A number of online bidders chased after a rare pre-exile bronze cast of Dumile Feni’s Anguished Woman, which sold for R455 200. Three high-profile bidders pursued the ensuing lot, Sydney Kumalo’s bronze figure Saint Francis. A powerful amalgam of African and Christian symbolism that was first exhibited by dealer Egon Guenther in 1962, Kumalo’s work was eventually knocked down for R3.75 million, a world record price for this important post-war sculptor. Interest in British sculptor Lynn Chadwick, a contemporary of Kumalo, was also pronounced: a maquette of his Walking Couple sold well above estimate for R2.5 million.
Keith Alexander’s large oil The Distinguished Guest, a haunting night scene depicting a figure on the veranda of an abandoned rural home, generated the session’s most competitive bidding. After a raft of online bids, this late work from 1994 sold for R2.1 million, a new world record. Three more lots by Alexander followed, all of them finding buyers.
“Our decision to spotlight two prominent realist painters, Keith Alexander and John Meyer, in the final session was, I believe, vindicated,” says Susie Goodman, an executive director at Strauss & Co. “There has been a strong appetite for Keith Alexander’s photo-surrealist work since he first appeared on a Strauss & Co auction in 2012. His prices have steadily grown too. In 2020 we established a new world record for Alexander when we sold a 1988 landscape for R967 300. The new benchmark price established in our most recent sale is a strong affirmation of this enigmatic artist.”
Works by JH Pierneef, Alexis Preller and Irma Stern, bellwethers of the auction market, all realised solid results. Stern’s Still Life with Lilies, a peak example of her flower studies, achieved the sale’s top price when it sold for R6.3 million. Preller’s two oils from 1951 depicting traditional Mapogga (Southern Ndebele) women realised impressive values too: Grand Mapogga II, an iconic interpretation of a Mapogga matriarch, sold for R5.5 million, and Mapogga Terrace sold for R4.3 million.
Pierneef’s rare oil on board composition Study for Klipriviersberg, Alberton, one of only a few oil studies by the artist known to exist that directly relate to his landmark Johannesburg Station Panels commission of 1929-32, sold for R2.04 million. All six Pierneef lots in this sale found buyers, including a striking dusk scene titled Kimberley Sunset from the Late Toy Mostert Collection, sold for R682 800. The Mostert Collection included a work by Keith Alexander.

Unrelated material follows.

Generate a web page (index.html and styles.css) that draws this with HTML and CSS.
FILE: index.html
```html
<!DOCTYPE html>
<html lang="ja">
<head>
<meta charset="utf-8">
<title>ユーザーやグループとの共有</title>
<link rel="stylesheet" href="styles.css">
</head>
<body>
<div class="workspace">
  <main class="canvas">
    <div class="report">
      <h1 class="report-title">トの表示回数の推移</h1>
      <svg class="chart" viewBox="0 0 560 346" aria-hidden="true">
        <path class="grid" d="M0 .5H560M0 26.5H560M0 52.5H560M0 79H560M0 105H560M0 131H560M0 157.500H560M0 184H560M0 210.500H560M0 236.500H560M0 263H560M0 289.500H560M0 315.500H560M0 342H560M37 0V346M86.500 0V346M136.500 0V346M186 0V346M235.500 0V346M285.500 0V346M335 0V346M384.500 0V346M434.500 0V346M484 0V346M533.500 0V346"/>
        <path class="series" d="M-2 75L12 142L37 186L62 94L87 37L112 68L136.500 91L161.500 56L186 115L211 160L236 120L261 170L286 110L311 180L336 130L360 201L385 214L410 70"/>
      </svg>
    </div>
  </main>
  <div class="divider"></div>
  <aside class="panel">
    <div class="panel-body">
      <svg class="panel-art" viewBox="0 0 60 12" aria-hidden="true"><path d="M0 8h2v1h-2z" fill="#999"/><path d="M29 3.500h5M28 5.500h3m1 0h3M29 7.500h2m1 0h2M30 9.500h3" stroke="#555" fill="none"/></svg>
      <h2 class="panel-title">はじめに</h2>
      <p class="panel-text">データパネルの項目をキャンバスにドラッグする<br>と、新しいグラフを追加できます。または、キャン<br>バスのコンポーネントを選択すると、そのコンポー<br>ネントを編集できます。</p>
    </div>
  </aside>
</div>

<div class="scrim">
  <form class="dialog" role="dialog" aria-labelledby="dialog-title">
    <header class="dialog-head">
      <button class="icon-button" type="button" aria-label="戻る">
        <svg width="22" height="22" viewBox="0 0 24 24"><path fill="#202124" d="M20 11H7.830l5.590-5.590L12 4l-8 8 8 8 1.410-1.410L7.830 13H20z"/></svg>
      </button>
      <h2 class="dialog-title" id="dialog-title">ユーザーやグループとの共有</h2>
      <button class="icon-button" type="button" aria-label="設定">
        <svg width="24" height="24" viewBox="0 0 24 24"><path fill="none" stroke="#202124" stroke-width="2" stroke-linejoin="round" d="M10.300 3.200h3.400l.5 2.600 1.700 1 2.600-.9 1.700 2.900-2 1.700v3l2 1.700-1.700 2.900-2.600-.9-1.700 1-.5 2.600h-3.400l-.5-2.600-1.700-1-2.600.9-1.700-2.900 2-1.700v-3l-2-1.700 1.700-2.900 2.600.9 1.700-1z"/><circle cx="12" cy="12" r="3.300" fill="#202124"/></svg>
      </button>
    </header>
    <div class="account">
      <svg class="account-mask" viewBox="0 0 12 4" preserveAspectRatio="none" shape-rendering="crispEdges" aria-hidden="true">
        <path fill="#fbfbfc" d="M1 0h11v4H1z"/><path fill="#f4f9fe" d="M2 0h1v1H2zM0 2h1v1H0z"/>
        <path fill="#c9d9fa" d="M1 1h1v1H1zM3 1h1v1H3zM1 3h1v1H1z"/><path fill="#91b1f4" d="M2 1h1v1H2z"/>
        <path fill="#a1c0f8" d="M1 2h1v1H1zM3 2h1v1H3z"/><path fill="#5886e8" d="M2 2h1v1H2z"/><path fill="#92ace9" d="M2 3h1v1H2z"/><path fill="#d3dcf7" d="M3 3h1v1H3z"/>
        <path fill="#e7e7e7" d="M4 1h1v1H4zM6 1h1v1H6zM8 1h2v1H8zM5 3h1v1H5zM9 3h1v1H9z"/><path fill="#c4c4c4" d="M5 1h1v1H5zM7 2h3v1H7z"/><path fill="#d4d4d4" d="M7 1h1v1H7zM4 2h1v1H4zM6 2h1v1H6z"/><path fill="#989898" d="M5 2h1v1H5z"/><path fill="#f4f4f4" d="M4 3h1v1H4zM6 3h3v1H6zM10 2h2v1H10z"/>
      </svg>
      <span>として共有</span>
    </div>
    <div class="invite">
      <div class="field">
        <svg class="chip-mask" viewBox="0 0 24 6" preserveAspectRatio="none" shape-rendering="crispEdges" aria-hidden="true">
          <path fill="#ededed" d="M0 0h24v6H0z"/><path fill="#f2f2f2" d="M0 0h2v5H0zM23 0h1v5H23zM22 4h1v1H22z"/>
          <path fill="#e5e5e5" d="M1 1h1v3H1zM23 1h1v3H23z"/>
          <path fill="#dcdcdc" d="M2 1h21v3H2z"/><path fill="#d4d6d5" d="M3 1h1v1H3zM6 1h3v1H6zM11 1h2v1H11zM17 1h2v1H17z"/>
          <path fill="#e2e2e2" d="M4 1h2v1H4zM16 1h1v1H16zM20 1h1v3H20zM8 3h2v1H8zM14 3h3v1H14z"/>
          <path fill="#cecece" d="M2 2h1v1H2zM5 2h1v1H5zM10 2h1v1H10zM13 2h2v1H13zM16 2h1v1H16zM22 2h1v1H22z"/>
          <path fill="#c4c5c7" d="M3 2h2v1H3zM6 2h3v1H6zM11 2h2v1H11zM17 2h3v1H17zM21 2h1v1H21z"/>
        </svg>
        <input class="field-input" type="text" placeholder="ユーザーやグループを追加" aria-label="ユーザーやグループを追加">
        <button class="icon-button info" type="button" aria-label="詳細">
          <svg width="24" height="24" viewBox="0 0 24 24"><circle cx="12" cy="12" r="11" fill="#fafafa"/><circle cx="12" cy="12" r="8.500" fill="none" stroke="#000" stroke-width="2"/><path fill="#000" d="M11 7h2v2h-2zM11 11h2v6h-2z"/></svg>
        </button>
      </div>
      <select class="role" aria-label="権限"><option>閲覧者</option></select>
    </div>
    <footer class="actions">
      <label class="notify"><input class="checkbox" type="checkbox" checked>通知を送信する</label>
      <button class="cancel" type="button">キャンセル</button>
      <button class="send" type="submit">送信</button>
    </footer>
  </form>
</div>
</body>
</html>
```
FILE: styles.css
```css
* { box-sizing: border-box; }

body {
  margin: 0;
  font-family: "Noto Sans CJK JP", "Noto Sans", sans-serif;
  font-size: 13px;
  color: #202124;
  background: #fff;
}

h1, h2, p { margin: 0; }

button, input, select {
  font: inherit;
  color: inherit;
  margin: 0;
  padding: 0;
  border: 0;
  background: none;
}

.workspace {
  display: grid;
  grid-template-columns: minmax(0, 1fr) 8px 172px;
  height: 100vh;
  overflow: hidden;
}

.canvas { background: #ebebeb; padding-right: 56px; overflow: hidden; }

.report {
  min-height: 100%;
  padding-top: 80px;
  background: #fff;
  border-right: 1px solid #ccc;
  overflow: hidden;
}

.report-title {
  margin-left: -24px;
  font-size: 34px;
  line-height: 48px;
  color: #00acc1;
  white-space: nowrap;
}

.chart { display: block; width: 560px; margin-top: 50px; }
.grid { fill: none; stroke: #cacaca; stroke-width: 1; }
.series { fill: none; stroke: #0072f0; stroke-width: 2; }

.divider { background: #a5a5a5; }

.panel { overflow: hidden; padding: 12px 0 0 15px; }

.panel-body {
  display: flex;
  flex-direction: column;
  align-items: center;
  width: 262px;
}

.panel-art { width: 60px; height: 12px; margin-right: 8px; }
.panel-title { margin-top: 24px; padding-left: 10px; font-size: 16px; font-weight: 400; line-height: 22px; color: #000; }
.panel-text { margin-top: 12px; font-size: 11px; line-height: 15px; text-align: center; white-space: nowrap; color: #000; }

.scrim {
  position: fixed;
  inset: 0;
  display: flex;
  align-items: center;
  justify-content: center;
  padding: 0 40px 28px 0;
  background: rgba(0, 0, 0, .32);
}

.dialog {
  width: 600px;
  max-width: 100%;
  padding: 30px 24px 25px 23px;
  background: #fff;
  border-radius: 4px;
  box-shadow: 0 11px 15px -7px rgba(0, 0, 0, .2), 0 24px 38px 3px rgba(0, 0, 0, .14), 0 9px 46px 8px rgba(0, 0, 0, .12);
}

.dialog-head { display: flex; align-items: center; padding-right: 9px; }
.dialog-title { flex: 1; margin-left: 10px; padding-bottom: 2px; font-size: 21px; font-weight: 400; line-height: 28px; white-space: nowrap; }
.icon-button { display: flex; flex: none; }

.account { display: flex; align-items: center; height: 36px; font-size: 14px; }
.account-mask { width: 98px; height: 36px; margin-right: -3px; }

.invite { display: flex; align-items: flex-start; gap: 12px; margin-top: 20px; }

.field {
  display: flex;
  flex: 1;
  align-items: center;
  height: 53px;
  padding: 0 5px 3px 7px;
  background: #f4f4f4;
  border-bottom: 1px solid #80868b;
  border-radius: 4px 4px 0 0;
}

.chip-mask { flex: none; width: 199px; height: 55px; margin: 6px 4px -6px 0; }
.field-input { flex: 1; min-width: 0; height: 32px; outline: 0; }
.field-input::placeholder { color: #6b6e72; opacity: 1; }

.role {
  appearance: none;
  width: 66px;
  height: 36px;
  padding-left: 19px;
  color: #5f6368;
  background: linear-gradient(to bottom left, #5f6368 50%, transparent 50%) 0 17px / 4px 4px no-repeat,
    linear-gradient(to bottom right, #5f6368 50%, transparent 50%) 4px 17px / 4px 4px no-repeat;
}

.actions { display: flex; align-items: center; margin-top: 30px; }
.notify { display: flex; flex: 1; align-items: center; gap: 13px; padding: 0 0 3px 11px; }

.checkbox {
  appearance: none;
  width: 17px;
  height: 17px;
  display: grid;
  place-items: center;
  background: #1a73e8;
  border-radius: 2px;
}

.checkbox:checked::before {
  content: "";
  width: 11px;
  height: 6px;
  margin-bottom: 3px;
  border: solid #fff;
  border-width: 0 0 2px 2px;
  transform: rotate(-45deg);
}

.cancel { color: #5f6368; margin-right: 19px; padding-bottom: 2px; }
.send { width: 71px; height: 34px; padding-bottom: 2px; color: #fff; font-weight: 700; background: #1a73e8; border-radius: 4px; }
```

Individual lots by Robert Hodgins, William Kentridge and Penny Siopis, pioneering figures in the contemporary art segment, achieved strong prices, as did works by younger contemporary artists such as Pieter Hugo, Mustafa Maluka and Chris Soal. Consulting Room, a striking Hodgins figure composition completed in 2007, was the top-selling contemporary lot, selling for R1.4 million. Born in 1994, Chris Soal was among the youngest artists with works in the sale. His wall-hung sculpture The Heart Reaching beyond the Mind, a fur-like form made from toothpicks, sold for R250 360.
While paintings once again proved their strong draw for collectors, sculpture held its own in this sale. The strong showing by Kumalo, Chadwick and Soal was complemented by good prices achieved for works by Angus Taylor and Dylan Lewis. Two early Lewis cat bronzes from 1996, both consigned by the Afrox Corporate Art Collection, found buyers: Seated Leopard sold for R910 400 and Standing Leopard went for R853 500.

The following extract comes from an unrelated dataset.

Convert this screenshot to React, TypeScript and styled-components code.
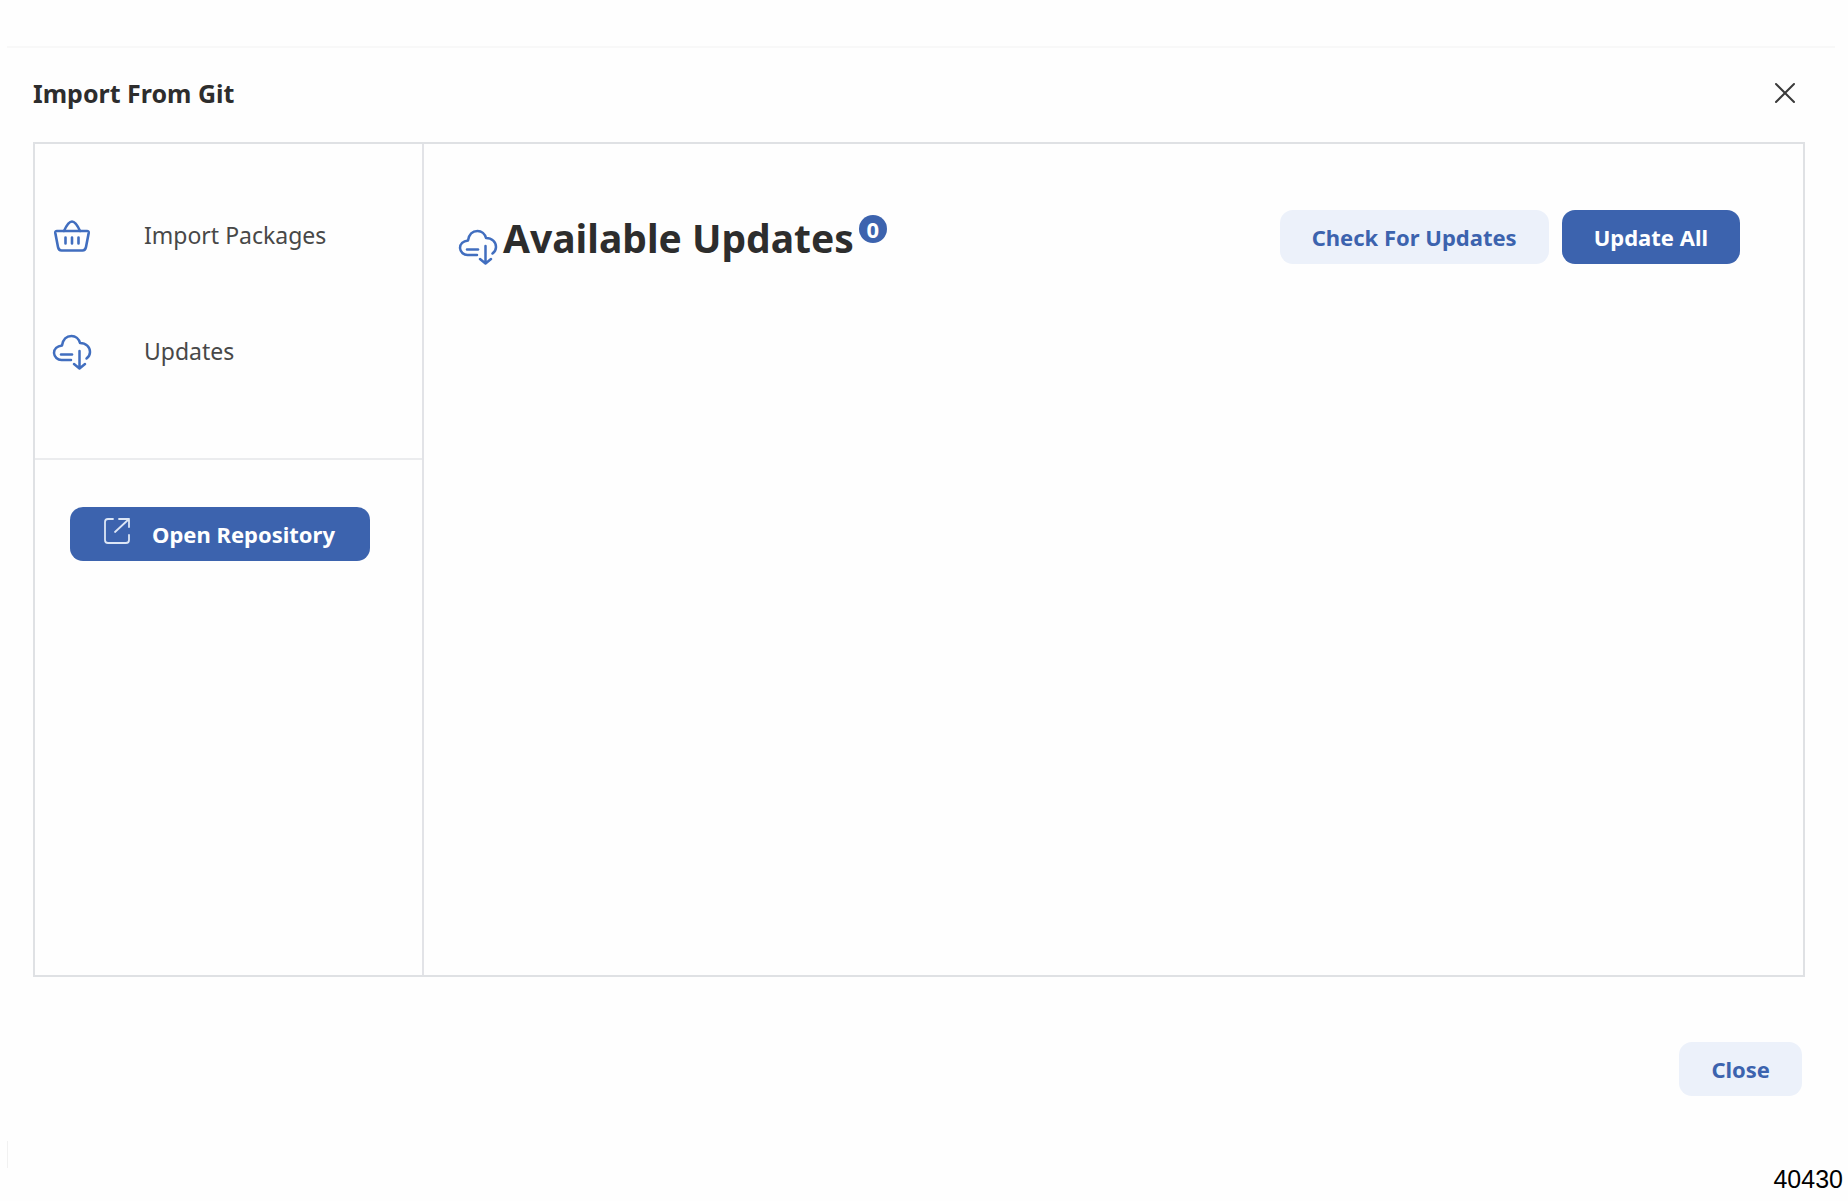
import React from "react";
import styled, { createGlobalStyle } from "styled-components";

const blue = "#3c63ae";
const ink = "#2d2d2d";
const pale = "#ecf1fa";

const GlobalStyle = createGlobalStyle`
  *, *::before, *::after { box-sizing: border-box; }
  body {
    margin: 0;
    background: #fefefe;
    color: ${ink};
    font-family: "Noto Sans", "Open Sans", sans-serif;
  }
  h1, h2, p, ul { margin: 0; padding: 0; }
`;

const Page = styled.div`
  display: flex;
  flex-direction: column;
  min-height: 100vh;
  padding: 46px 5px 0 7px;
`;

const Dialog = styled.section`
  display: flex;
  flex: 1;
  flex-direction: column;
  margin-right: 8px;
  padding: 0 30px 0 26px;
  border-top: 2px solid #f8f8f8;
`;

const Header = styled.header`
  display: flex;
  align-items: center;
  justify-content: space-between;
  height: 94px;
  padding: 0 9px 5px 0;
`;

const Title = styled.h1`
  font-size: 25px;
  line-height: 32px;
  font-weight: 700;
`;

const IconButton = styled.button`
  display: flex;
  padding: 0;
  border: 0;
  background: none;
  color: #3a3a3a;
  cursor: pointer;
`;

const Panel = styled.div`
  display: grid;
  grid-template-columns: 389px 1fr;
  flex: 1;
  border: 2px solid #dfe1e4;
`;

const Sidebar = styled.aside`
  border-right: 2px solid #e2e3e7;
`;

const NavList = styled.ul`
  display: flex;
  flex-direction: column;
  gap: 76px;
  height: 316px;
  padding: 71px 17px 0;
  border-bottom: 2px solid #ebecee;
  list-style: none;
`;

const NavLink = styled.a`
  display: flex;
  align-items: center;
  gap: 52px;
  height: 40px;
  color: #484848;
  font-size: 23px;
  line-height: 32px;
  text-decoration: none;
`;

const SidebarActions = styled.div`
  padding: 47px 35px;
`;

const Button = styled.button<{ $primary?: boolean; $wide?: boolean }>`
  display: flex;
  align-items: center;
  justify-content: ${(p) => (p.$wide ? "flex-start" : "center")};
  gap: 20px;
  width: ${(p) => (p.$wide ? "300px" : "auto")};
  height: 54px;
  padding: 0 32px;
  border: 0;
  border-radius: 13px;
  background: ${(p) => (p.$primary ? blue : pale)};
  color: ${(p) => (p.$primary ? "#fff" : blue)};
  font-family: inherit;
  font-size: 22px;
  font-weight: 700;
  line-height: 32px;
  white-space: nowrap;
  cursor: pointer;
`;

const Content = styled.main`
  display: flex;
  align-items: flex-start;
  justify-content: space-between;
  padding: 66px 63px 0 34px;
`;

const HeadingGroup = styled.div`
  display: flex;
  align-items: flex-end;
  gap: 5px;
  height: 56px;
`;

const Heading = styled.h2`
  font-size: 39px;
  line-height: 56px;
  font-weight: 700;
`;

const Badge = styled.span`
  display: flex;
  align-items: center;
  justify-content: center;
  align-self: flex-start;
  width: 28px;
  height: 28px;
  margin-top: 5px;
  border-radius: 50%;
  background: ${blue};
  color: #fff;
  font-size: 22px;
  font-weight: 700;
  line-height: 28px;
`;

const ButtonGroup = styled.div`
  display: flex;
  gap: 13px;
`;

const Footer = styled.footer`
  display: flex;
  justify-content: flex-end;
  padding: 65px 3px 45px 0;
`;

const PageFoot = styled.div`
  display: flex;
  align-items: flex-start;
  justify-content: space-between;
  height: 60px;
`;

const CornerEdge = styled.div`
  width: 1px;
  height: 27px;
  background: #f1f1f1;
`;

const FigureNumber = styled.p`
  padding-top: 22px;
  font-family: "Liberation Sans", Arial, sans-serif;
  font-size: 25px;
  line-height: 32px;
  color: #000;
`;

const BasketIcon = () => (
  <svg width="40" height="40" viewBox="0 0 40 40" fill="none" stroke="#416ebf" strokeWidth="2.6" strokeLinecap="round" strokeLinejoin="round" aria-hidden="true">
    <path d="M5 16h30q2 0 1.700 2l-2.700 14q-.7 3.500-3.500 3.500h-21q-2.800 0-3.500-3.500L3.300 18q-.3-2 1.700-2Z" />
    <path d="M12 16c2-4.500 4.500-9.500 8-9.500s6 5 8 9.500" />
    <path d="M13.500 22.500v6M20 22.500v6M26.500 22.500v6" />
  </svg>
);

const CloudIcon = () => (
  <svg width="40" height="40" viewBox="0 0 40 40" fill="none" stroke="#416ebf" strokeWidth="2.5" strokeLinecap="round" strokeLinejoin="round" aria-hidden="true">
    <path d="M19 29H9.500A7.500 7.500 0 0 1 2 22c0-4 3-7 8-7.500C11 8.500 14.500 5 19.500 5c4 0 7.500 3 8.500 7 6 0 10 4 10 9 0 2.500-1.500 5-3.500 6.500" />
    <path d="M9 23.500h11" />
    <path d="M27.500 20v16.500M22 33l5.500 4.500L33 33" />
  </svg>
);

const OpenIcon = () => (
  <svg width="30" height="34" viewBox="0 0 30 34" fill="none" stroke="#dce6f6" strokeWidth="1.800" strokeLinecap="round" strokeLinejoin="round" aria-hidden="true">
    <path d="M11 2H6Q3 2 3 5v18q0 3 3 3h18q3 0 3-3v-5" />
    <path d="M17 2h10v8M27 2 13 15" />
  </svg>
);

const CloseIcon = () => (
  <svg width="22" height="22" viewBox="0 0 22 22" fill="none" stroke="currentColor" strokeWidth="2" strokeLinecap="round" aria-hidden="true">
    <path d="m2 2 18 18M20 2 2 20" />
  </svg>
);

export default function App() {
  return (
    <>
      <GlobalStyle />
      <Page>
        <Dialog role="dialog" aria-labelledby="dialog-title">
          <Header>
            <Title id="dialog-title">Import From Git</Title>
            <IconButton type="button" aria-label="Close dialog">
              <CloseIcon />
            </IconButton>
          </Header>
          <Panel>
            <Sidebar>
              <nav>
                <NavList>
                  <li>
                    <NavLink href="#packages">
                      <BasketIcon />
                      Import Packages
                    </NavLink>
                  </li>
                  <li>
                    <NavLink href="#updates">
                      <CloudIcon />
                      Updates
                    </NavLink>
                  </li>
                </NavList>
              </nav>
              <SidebarActions>
                <Button type="button" $primary $wide>
                  <OpenIcon />
                  Open Repository
                </Button>
              </SidebarActions>
            </Sidebar>
            <Content>
              <HeadingGroup>
                <CloudIcon />
                <Heading>Available Updates</Heading>
                <Badge>0</Badge>
              </HeadingGroup>
              <ButtonGroup>
                <Button type="button">Check For Updates</Button>
                <Button type="button" $primary>
                  Update All
                </Button>
              </ButtonGroup>
            </Content>
          </Panel>
          <Footer>
            <Button type="button">Close</Button>
          </Footer>
        </Dialog>
        <PageFoot>
          <CornerEdge />
          <FigureNumber>40430</FigureNumber>
        </PageFoot>
      </Page>
    </>
  );
}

A sealed case of the 2000 Lafite Rothschild Pauillac, the celebrated Bordeaux blend known for its elegance and purity, topped the opening fine-wine session when it sold for R147 940. This vaunted French wine formed part of an impressive 99-lot collection of fine wines from Bordeaux, Burgundy, Alsace and Champagne offered by a single Cape Town collector. The session concluded with 92 lots sold and earned R2.1 million. The lot sell-through rate for this session was 93%, with the overall sale achieving a healthy 75% lot sell-through rate.
Strauss & Co’s next sale will be held exclusively online and commences on Monday, 31 May. It will include a comprehensive catalogue of modern, post-war and contemporary art, decorative arts and jewellery and a themed selection from Stellenbosch’s best wine producers.